Stepping back 16 years for an eclectic high school band concert featuring performances of (among others) a Wagner symphony, medleys from both Pirates of the Caribbean and The Lord of the Rings, an aural portrait depicting the Battle of Gettysburg, and a heartfelt "Auld Lang Syne.
And finding that herein lies the importance of music programs in education: everyone belongs. Everyone has a role to play, something of significance to contribute. There are no bench warmers or equipment carriers, there is no sitting on the sidelines watching the best players scramble up and down the field. The shy kids, the cool kids, the outsiders, the clowns -- for those brief moments that they are on stage, marching up and down the field or up and down the parade route, every one of them is as visible as the next.

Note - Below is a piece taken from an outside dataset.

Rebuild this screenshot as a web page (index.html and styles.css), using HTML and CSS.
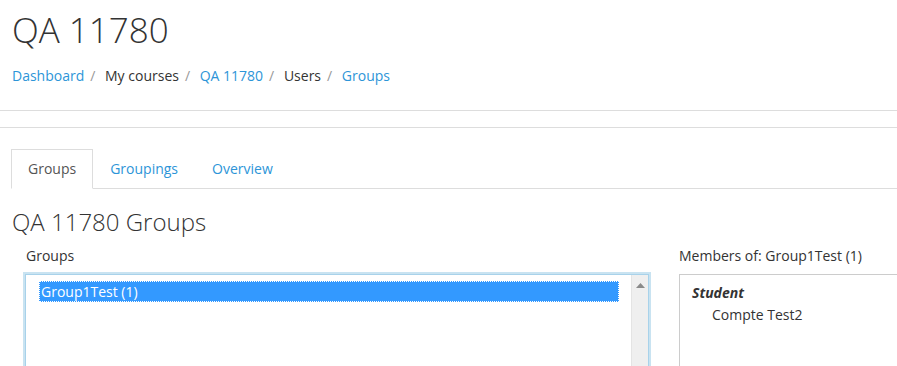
FILE: index.html
```html
<!DOCTYPE html>
<html lang="en">
<head>
  <meta charset="UTF-8" />
  <title>QA 11780: Groups</title>
  <link rel="stylesheet" href="styles.css">
</head>
<body>
<div class="page-header">
  <h1 class="course-title">QA 11780</h1>
  <nav class="breadcrumb">
    <a href="#">Dashboard</a><span class="sep">/</span>
    <span>My courses</span><span class="sep">/</span>
    <a href="#">QA 11780</a><span class="sep">/</span>
    <span>Users</span><span class="sep">/</span>
    <a href="#">Groups</a>
  </nav>
</div>
<div class="nav-rule"></div>
<div class="nav-rule second"></div>

<div class="content">
  <ul class="tabs">
    <li class="tab active">Groups</li>
    <li class="tab"><a href="#">Groupings</a></li>
    <li class="tab"><a href="#">Overview</a></li>
  </ul>

  <h2 class="page-title">QA 11780 Groups</h2>

  <div class="groups-form">
    <div class="groups-col">
      <label class="field-label">Groups</label>
      <div class="listbox">
        <div class="listbox-items">
          <div class="option selected">Group1Test (1)</div>
        </div>
        <div class="scrollbar">
          <svg width="9" height="5" viewBox="0 0 9 5"><path d="M0 5 L4.5 0 L9 5 Z" fill="#8a8a8a"/></svg>
        </div>
      </div>
    </div>
    <div class="members-col">
      <label class="field-label">Members of: Group1Test (1)</label>
      <div class="members-box">
        <div class="role">Student</div>
        <div class="member">Compte Test2</div>
      </div>
    </div>
  </div>
</div>
</body>
</html>
```

FILE: styles.css
```css
html, body {
  margin: 0;
  background: #fff;
  overflow: hidden;
}
body {
  font-family: "Open Sans", "Noto Sans", sans-serif;
  color: #333;
  font-size: 14px;
}
a {
  color: #2d95d8;
  text-decoration: none;
}

.page-header {
  padding: 8px 12px 0;
}
.course-title {
  margin: 0;
  font-size: 35px;
  font-weight: 300;
  line-height: 44px;
  color: #333;
}
.breadcrumb {
  margin-top: 14px;
  font-size: 14px;
  line-height: 20px;
}
.breadcrumb .sep {
  color: #999;
  padding: 0 6px;
}

.nav-rule {
  margin-top: 24px;
  border-top: 1px solid #ddd;
}
.nav-rule.second {
  margin-top: 16px;
}

.content {
  padding: 21px 0 0 11px;
}
.tabs {
  display: flex;
  margin: 0;
  padding: 0;
  list-style: none;
  border-bottom: 1px solid #ddd;
}
.tab {
  padding: 0 16px;
  line-height: 38px;
  font-size: 14px;
  border: 1px solid transparent;
  border-bottom: none;
  margin-bottom: -1px;
}
.tab.active {
  border-color: #ddd;
  background: #fff;
  color: #555;
  padding: 0 16px;
  border-bottom: 1px solid #fff;
}

.page-title {
  margin: 18px 0 0 1px;
  font-size: 24px;
  font-weight: 300;
  line-height: 30px;
  color: #333;
}

.groups-form {
  display: flex;
  margin-top: 8px;
}
.field-label {
  display: block;
  font-size: 14px;
  line-height: 22px;
}
.groups-col {
  width: 628px;
  padding-left: 12px;
}
.groups-col .field-label {
  padding-left: 3px;
}
.listbox {
  display: flex;
  height: 100px;
  margin-top: 7px;
  border: 1px solid #a8d2ea;
  box-shadow: 0 0 0 2px #c9e3f1;
  margin-left: 2px;
  width: 622px;
}
.listbox-items {
  flex: 1;
  padding: 6px 12px 0 13px;
}
.option {
  font-size: 14px;
  line-height: 21px;
  padding: 0 2px;
}
.option.selected {
  background: #3399ff;
  color: #fff;
  outline: 1px dotted #fff;
  outline-offset: -1px;
}
.scrollbar {
  width: 16px;
  background: #efefef;
  border-left: 1px solid #e4e4e4;
  display: flex;
  justify-content: center;
  padding-top: 8px;
}
.scrollbar svg {
  display: block;
}

.members-col {
  margin-left: 30px;
  width: 260px;
}
.members-box {
  margin-top: 7px;
  border: 1px solid #ccc;
  height: 100px;
  width: 260px;
  padding: 7px 12px;
}
.role {
  font-weight: bold;
  font-style: italic;
  line-height: 22px;
}
.member {
  padding-left: 20px;
  line-height: 22px;
}
```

The light shines equally on all of them. Each has only one function -- the same function -- and that is to help lift the rest of the group up. Perhaps it does not take a great talent to clang the cymbals at the appropriate intervals, but it does take patience and practice and care. (And wouldn't life be dull without the cymbals!)
And if they are very lucky, they will be blessed with a positive force to guide the way, a teacher who is more than just teacher, who is something crossed between mentor and magician, who can show them how to be part of a group and how to love -- or at the very least to appreciate -- something larger than themselves: the music that they have helped to create. Something of value, something vital and lasting and true.